Republicans abandoned hope of altering Wall Street legislation in a key Senate committee on Monday, clouding prospects for a bipartisan bill and leaving the fight for the full Senate.
Republicans had offered more than 300 amendments to legislation proposed by Senate Banking Committee Chairman Christopher Dodd, but they withdrew them over the weekend. That cleared the way for a quick party-line committee vote on Dodd's proposal late Monday or early Tuesday.
The surprise development did nothing to mend the partisan fissures over the legislation and adds even more uncertainty to Congress' ability to pass a sweeping rewrite of financial regulations this year. The Senate would not take up the bill until April at the earliest.
"You'll have Easter recess, and that's when, I guess, over the course of the next several weeks when the real negotiations will be taking place," said Sen. Bob Corker, R-Tenn., a member of the committee who had held negotiations with Dodd. Corker spoke on CNBC.
The measure aims to avoid a recurrence of the 2008 financial crisis that helped plunge the country into the deepest recession since the Great Depression.
With more than 300 Republican amendments and nearly 100 Democratic changes, committee members had prepared themselves for a long and arduous week of debate and votes on the bill. Instead, senators now planned to make opening remarks later Monday and then vote on Dodd's bill. That vote could be pushed back to Tuesday morning.
Industry lobbyists said the decision made it much more difficult to predict what the Senate would ultimately do with the legislation.
Various potential outcomes were likely:
— The legislation would go to the floor but without the support of at least one Republican, it would be blocked by procedural delays that would require 60 votes to overcome.

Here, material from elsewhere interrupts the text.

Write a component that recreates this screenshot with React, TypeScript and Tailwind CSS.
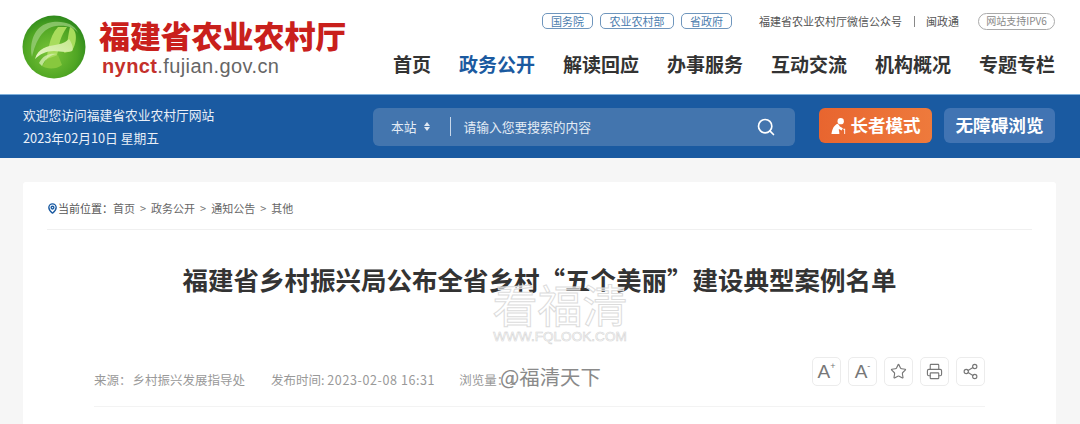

There are 41 Republicans in the Senate, enough to sustain a filibuster.
— The bill would pass out of committee on a party-line vote, but Sen. Richard Shelby of Alabama, the ranking Republican on the committee, would strike a bargain and pass a bill with bipartisan support. That is what happened last year with legislation that changed credit card rules.
— The bill would move out of committee and Democrats would seek to pick off one or two Republicans to support the bill and break a filibuster.
"There is no choice other than a bipartisan compromise solution," Sen. Evan Bayh of Indiana, a Democrat on the Banking Committee, said on CNBC.
Corker suggested that the bill, the subject of months of negotiations by Dodd and members of his committee, needed a new environment.
"It's probably true that we have a better opportunity with a different cast of characters, the full Senate, to do something that is sound policy-wise," he said.